**Exercise task**
Count the lines that hold the string "index". Reply with the number alone.

**Data provided**
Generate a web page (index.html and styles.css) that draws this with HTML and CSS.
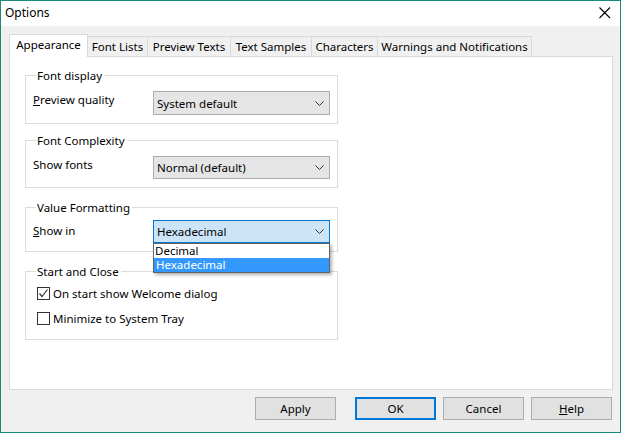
FILE: index.html
```html
<!DOCTYPE html>
<html>
<head>
<meta charset="utf-8">
<link rel="stylesheet" href="styles.css">
</head>
<body>
<div class="window">
  <div class="titlebar">
    <span class="title">Options</span>
    <svg class="close" width="12" height="12" viewBox="0 0 12 12"><path d="M0.5 0.5 L11 11 M11 0.5 L0.5 11" stroke="#000" stroke-width="1.1" fill="none"/></svg>
  </div>
  <div class="body">
    <div class="tabs">
      <div class="tab selected t1">Appearance</div>
      <div class="tab t2">Font Lists</div>
      <div class="tab t3">Preview Texts</div>
      <div class="tab t4">Text Samples</div>
      <div class="tab t5">Characters</div>
      <div class="tab t6">Warnings and Notifications</div>
    </div>
    <div class="panel">
      <div class="group g1">
        <span class="gtitle">Font display</span>
        <div class="row r1">
          <span class="label"><u>P</u>review quality</span>
          <div class="combo"><span>System default</span><svg class="chev" width="9" height="5" viewBox="0 0 9 5"><path d="M0.5 0.5 L4.5 4.5 L8.5 0.5" stroke="#333" fill="none"/></svg></div>
        </div>
      </div>
      <div class="group g2">
        <span class="gtitle">Font Complexity</span>
        <div class="row r2">
          <span class="label">Show fonts</span>
          <div class="combo"><span>Normal (default)</span><svg class="chev" width="9" height="5" viewBox="0 0 9 5"><path d="M0.5 0.5 L4.5 4.5 L8.5 0.5" stroke="#333" fill="none"/></svg></div>
        </div>
      </div>
      <div class="group g3">
        <span class="gtitle">Value Formatting</span>
        <div class="row r3">
          <span class="label"><u>S</u>how in</span>
          <div class="combo focused"><span>Hexadecimal</span><svg class="chev" width="9" height="5" viewBox="0 0 9 5"><path d="M0.5 0.5 L4.5 4.5 L8.5 0.5" stroke="#333" fill="none"/></svg>
            <div class="droplist">
              <div class="opt">Decimal</div>
              <div class="opt hl">Hexadecimal</div>
            </div>
          </div>
        </div>
      </div>
      <div class="group g4">
        <span class="gtitle">Start and Close</span>
        <div class="check c1">
          <span class="box"><svg width="11" height="11" viewBox="0 0 11 11"><path d="M1.5 5.5 L4 8.5 L9.5 1.5" stroke="#333" stroke-width="1.2" fill="none"/></svg></span>
          <span>On start show Welcome dialog</span>
        </div>
        <div class="check c2">
          <span class="box"></span>
          <span>Minimize to System Tray</span>
        </div>
      </div>
    </div>
    <div class="buttons">
      <div class="btn apply">Apply</div>
      <div class="btn ok">OK</div>
      <div class="btn cancel">Cancel</div>
      <div class="btn help"><u>H</u>elp</div>
    </div>
  </div>
</div>
</body>
</html>
```

FILE: styles.css
```css
* { box-sizing: border-box; }
html, body { margin: 0; padding: 0; }
body {
  width: 621px;
  height: 433px;
  font-family: "Noto Sans", "Open Sans", sans-serif;
  font-size: 11.5px;
  color: #000;
  overflow: hidden;
}
.window {
  width: 621px;
  height: 433px;
  border: 1px solid #1b8a7a;
  background: #f0f0f0;
  display: flex;
  flex-direction: column;
}
.titlebar {
  height: 25px;
  background: #fff;
  display: flex;
  align-items: center;
  justify-content: space-between;
  padding: 0 9px 1px 4px;
  flex: none;
}
.title { font-size: 12px; line-height: 16px; }
.close { display: block; margin-top: 0; }
.body {
  flex: 1;
  padding: 8px 8px 0 8px;
}
.tabs {
  display: flex;
  align-items: flex-end;
  height: 22px;
  position: relative;
  z-index: 2;
}
.tab {
  height: 20px;
  border: 1px solid #d9d9d9;
  border-bottom: none;
  background: #f0f0f0;
  margin-left: -1px;
  text-align: center;
  line-height: 19px;
  white-space: nowrap;
}
.tab.selected {
  height: 23px;
  margin-left: 0;
  background: #fff;
  margin-bottom: -1px;
  line-height: 20px;
  padding-bottom: 2px;
}
.t1 { width: 79px; }
.t2 { width: 61px; }
.t3 { width: 84px; }
.t4 { width: 82px; }
.t5 { width: 67px; }
.t6 { width: 155px; }
.panel {
  width: 604px;
  height: 334px;
  background: #fff;
  border: 1px solid #d9d9d9;
  padding: 18px 0 0 15px;
  position: relative;
  z-index: 1;
}
.group {
  width: 313px;
  border: 1px solid #dcdcdc;
  padding: 0 7px;
}
.g1 { height: 49px; }
.g2 { height: 48px; margin-top: 16px; }
.g3 { height: 45px; margin-top: 19px; }
.g4 { height: 69px; margin-top: 19px; }
.gtitle {
  display: block;
  width: max-content;
  background: #fff;
  margin: -8px 0 0 3px;
  padding: 0 2px 0 1px;
  line-height: 15px;
  height: 15px;
}
.row {
  display: flex;
  align-items: flex-start;
}
.r1 { margin-top: 8px; }
.r2 { margin-top: 8px; }
.r3 { margin-top: 5px; }
.label { width: 120px; flex: none; line-height: 15px; padding-top: 1px; }
.r3 .label { padding-top: 3px; }
.combo {
  position: relative;
  width: 177px;
  height: 24px;
  background: #e5e5e5;
  border: 1px solid #adadad;
  display: flex;
  align-items: center;
  justify-content: space-between;
  padding: 0 5px 0 3px;
}
.r2 .combo, .r3 .combo { height: 23px; }
.combo.focused {
  background: #cce4f7;
  border-color: #0078d7;
}
.chev { display: block; }
.droplist {
  position: absolute;
  left: -1px;
  top: 22px;
  width: 177px;
  height: 30px;
  background: #fff;
  border: 1px solid #646464;
  box-shadow: 2px 2px 3px rgba(0,0,0,0.3);
  z-index: 5;
}
.opt {
  height: 14px;
  line-height: 14px;
  padding-left: 1px;
}
.opt.hl {
  background: #3399ff;
  color: #fff;
  padding-left: 2px;
}
.check {
  display: flex;
  align-items: center;
  height: 13px;
  margin-left: 4px;
}
.c1 { margin-top: 8px; }
.c2 { margin-top: 12px; }
.box {
  width: 13px;
  height: 13px;
  border: 1px solid #333;
  background: #fff;
  margin-right: 3px;
  display: flex;
  align-items: center;
  justify-content: center;
  flex: none;
}
.box svg { display: block; }
.buttons {
  display: flex;
  justify-content: flex-end;
  margin-top: 7px;
}
.btn {
  width: 81px;
  height: 23px;
  background: #e1e1e1;
  border: 1px solid #adadad;
  text-align: center;
  line-height: 21px;
}
.apply { margin-right: 19px; }
.ok { border: 2px solid #0078d7; line-height: 19px; margin-right: 7px; }
.cancel { margin-right: 7px; }
```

**Solution**
5